For a description of proper chaos, see Book II of Paradise Lost. This is an eternal abyss of warring elements untouched by the ordering hand of the Creator. Long tailbacks on the M25 don't get anywhere near it. The trouble is that "chaos" is a short word, and short words tend to elbow their way into headlines. So "chaos" has become a mere code for difficulties on the roads. One odd thing is that "chaos" happens only on the roads. Disruption of rail and air travel produces not "chaos" but "misery".

Anyway, full marks to Jonathan Brown, the reporter who wrote the story.

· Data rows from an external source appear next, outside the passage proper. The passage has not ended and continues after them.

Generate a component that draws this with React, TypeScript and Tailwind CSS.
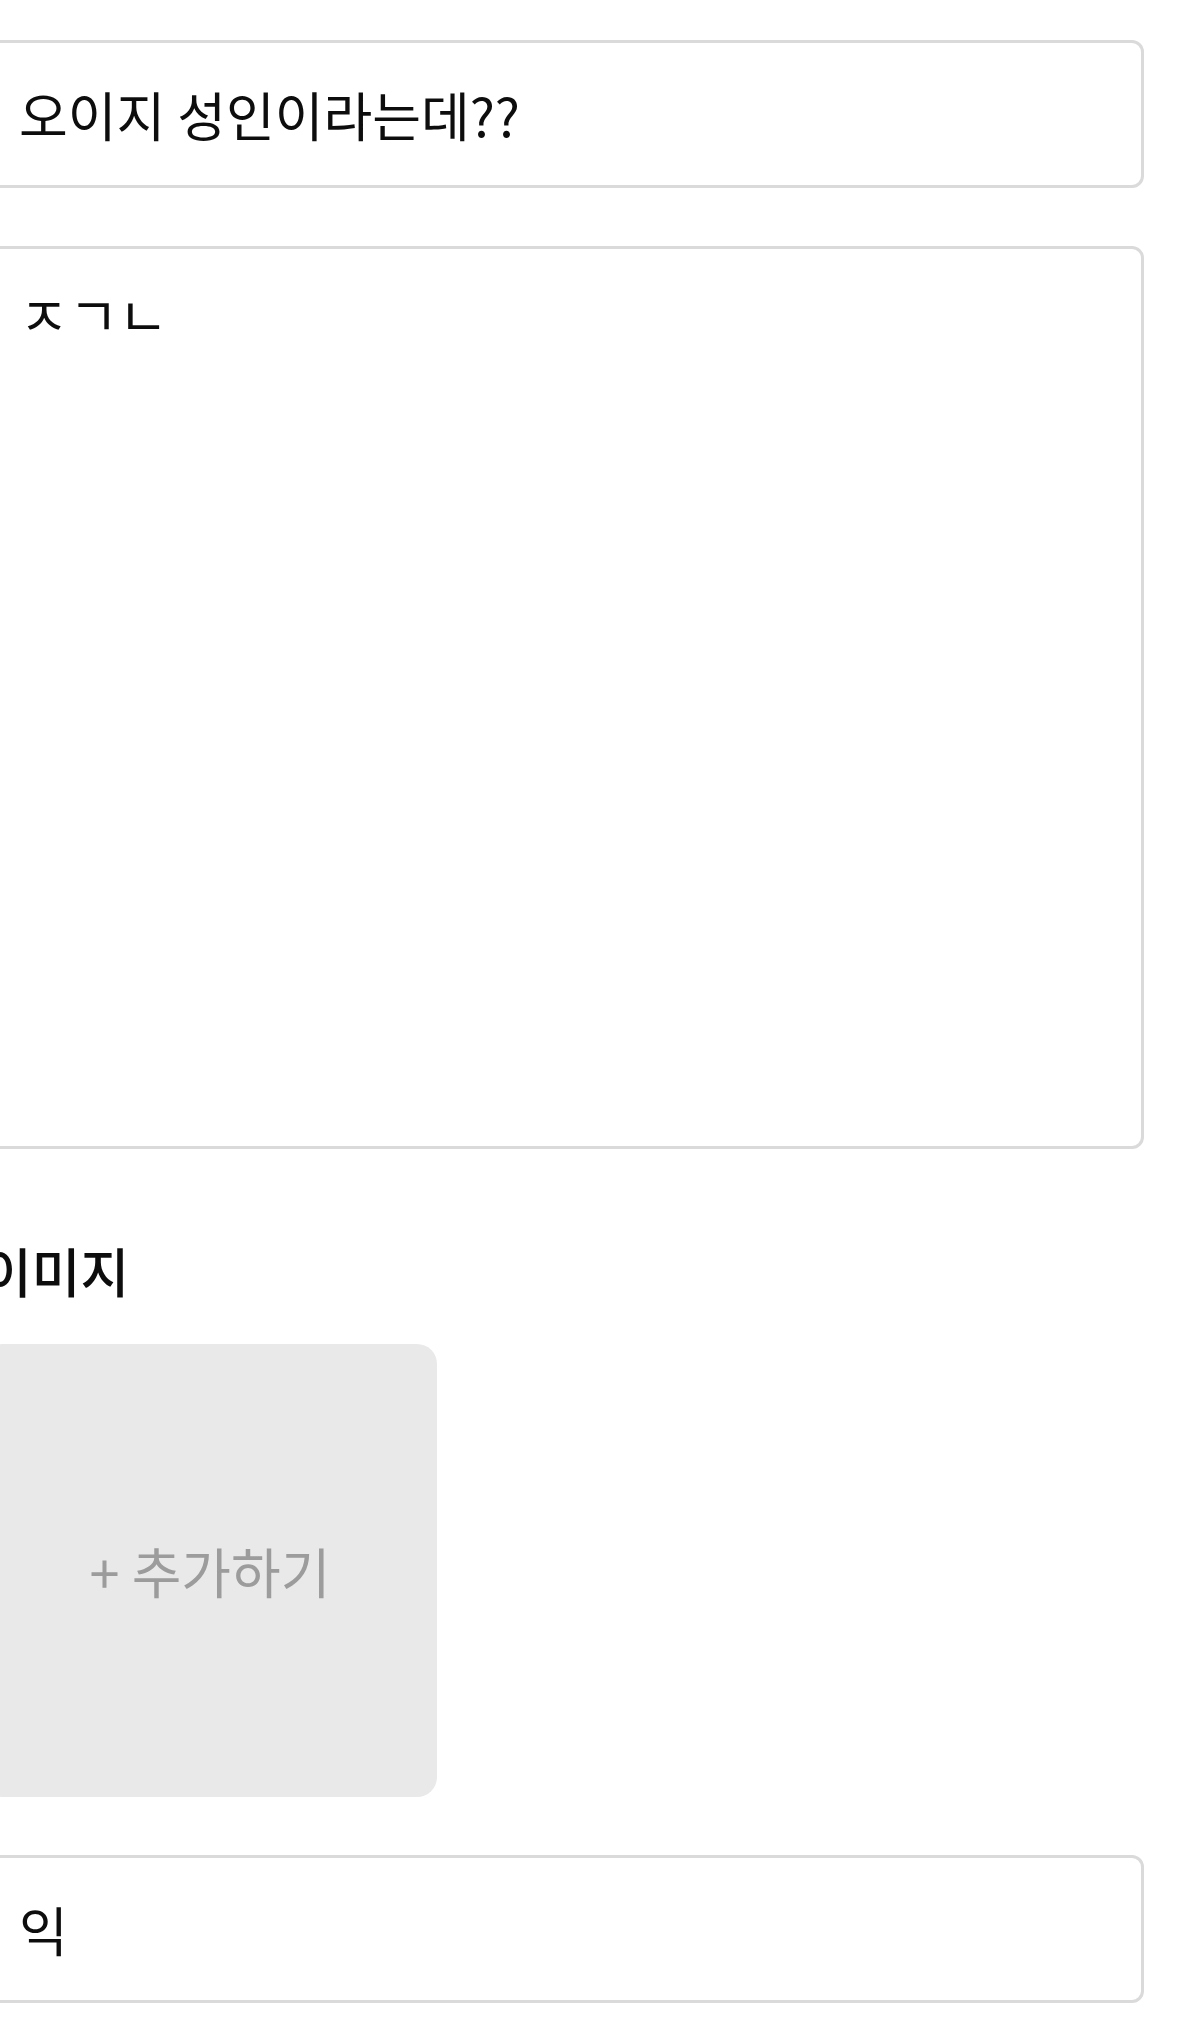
import React from "react";

export default function App() {
  return (
    <div className="min-h-[2017px] w-full overflow-hidden bg-white font-['Noto_Sans_CJK_KR','Noto_Sans',sans-serif]">
      <div className="ml-[-17px] mr-[56px] flex flex-col pt-[40px]">
        <input
          readOnly
          defaultValue="오이지 성인이라는데??"
          className="h-[148px] w-full rounded-[12px] border-[3px] border-[#dadada] bg-white px-[33px] font-['Noto_Sans_CJK_KR','Noto_Sans',sans-serif] text-[53px] leading-[72px] text-[#0d0d0d] outline-none"
        />
        <textarea
          readOnly
          defaultValue="ㅈㄱㄴ"
          className="mt-[58px] h-[903px] w-full resize-none overflow-hidden rounded-[12px] border-[3px] border-[#dadada] bg-white px-[33px] pt-[29px] font-['Noto_Sans_CJK_KR','Noto_Sans',sans-serif] text-[54px] leading-[72px] text-[#0d0d0d] outline-none"
        />
        <div className="mt-[86px] mb-[39px] text-[53px] leading-[70px] font-medium text-[#0d0d0d]">
          이미지
        </div>
        <div className="flex h-[453px] w-[454px] items-center justify-center rounded-[20px] bg-[#e9e9e9] text-[54px] leading-[70px] text-[#9c9c9c]">
          + 추가하기
        </div>
        <input
          readOnly
          defaultValue="익"
          className="mt-[58px] h-[148px] w-full rounded-[12px] border-[3px] border-[#dadada] bg-white px-[33px] font-['Noto_Sans_CJK_KR','Noto_Sans',sans-serif] text-[53px] leading-[72px] text-[#0d0d0d] outline-none"
        />
      </div>
    </div>
  );
}
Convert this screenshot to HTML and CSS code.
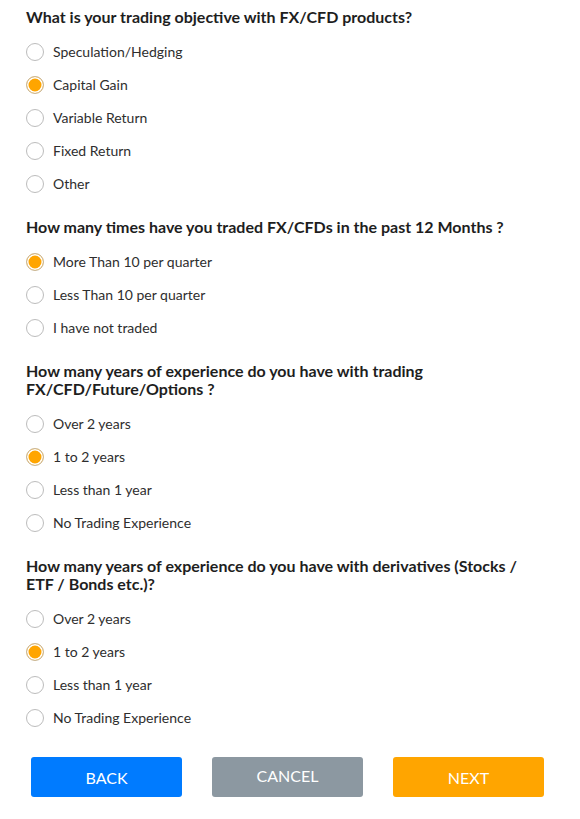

Here is his opening sentence: "Britain is gritting its teeth and its roads today in anticipation of the return of Arctic conditions, with heavy snow and ice-storms likely to bring wide-scale disruption." He has made up his own word-play on "gritting". He knows what "anticipation" means – not expecting something, but taking action about it. And he has called disruption disruption, not chaos.

Name game: An eponym is a person who gives his or her name to something. The word is from Greek and dictionaries connect it with various office-holders in the ancient world, such as the chief archon of Athens, whose names were given to the year in which they held office.

Fast forward to 21st-century New York, where Elaine Kaufman has just died – much to the sorrow of the celebrities who frequent her restaurant. The restaurant is called Elaine's. The heading on our obituary, published on Monday: "Elaine Kaufman: restaurateur whose eponymous restaurant was the favoured meeting place for New York's high society."

Sticklers for exactitude would say that that is wrong: the person who gives the name is eponymous, but the thing that takes it is not. So you could call Kaufman the eponymous owner of the restaurant, but the word should not be applied to the restaurant. I hope I am not endangering my membership of the National Union of Pedants and Nit-Picking Operatives by admitting that I am not driven to apoplexy by this "error". It is common for the meaning of a word to spread from one side of a transaction to the other. To take an example, "horror" starts off in Latin meaning shivering or dread, but already in medieval English it also means a thing that excites dread – as in "What a horror!". Something similar seems to have happened to "eponymous". Let's not lose sleep over it.

Who he? This column's pronoun campaign maintains its unsleeping watch. This is from a news report last Saturday: "Mr Johnson phoned Prince Charles yesterday to express his regret he had been caught up in the violence."

The reader has to take a moment to work out that "his" refers to Boris Johnson, the Mayor of London, while "he" is the Prince. The task is not helped by the omission of "that" before "he". This is better: "Mr Johnson phoned Prince Charles yesterday to express regret that the Prince had been caught up in the violence."

Lost in translation: We have remarked before on the arbitrary way British usage treats foreign place names and landmarks. Why, for instance, is the name of the Triumphal Arch in Paris always left in the original French, while that of the Brandenburger Tor in Berlin is usually translated into English?

It can produce odd effects. On Tuesday we carried a story about an opera house in Moscow. A map showed the centre of the city, labelled "Moscow", but the waterway that runs through the city was labelled "Moskva River". So the city gets its English name – as it should – but the river of the same name stays in Russian. Why?

Mixed metaphor of the week: "Ahmadinejad wields axe to cement his position" – news headline on Tuesday. After which the Iranian President presumably felled a tree with a trowel. Well, knock me down with a linchpin!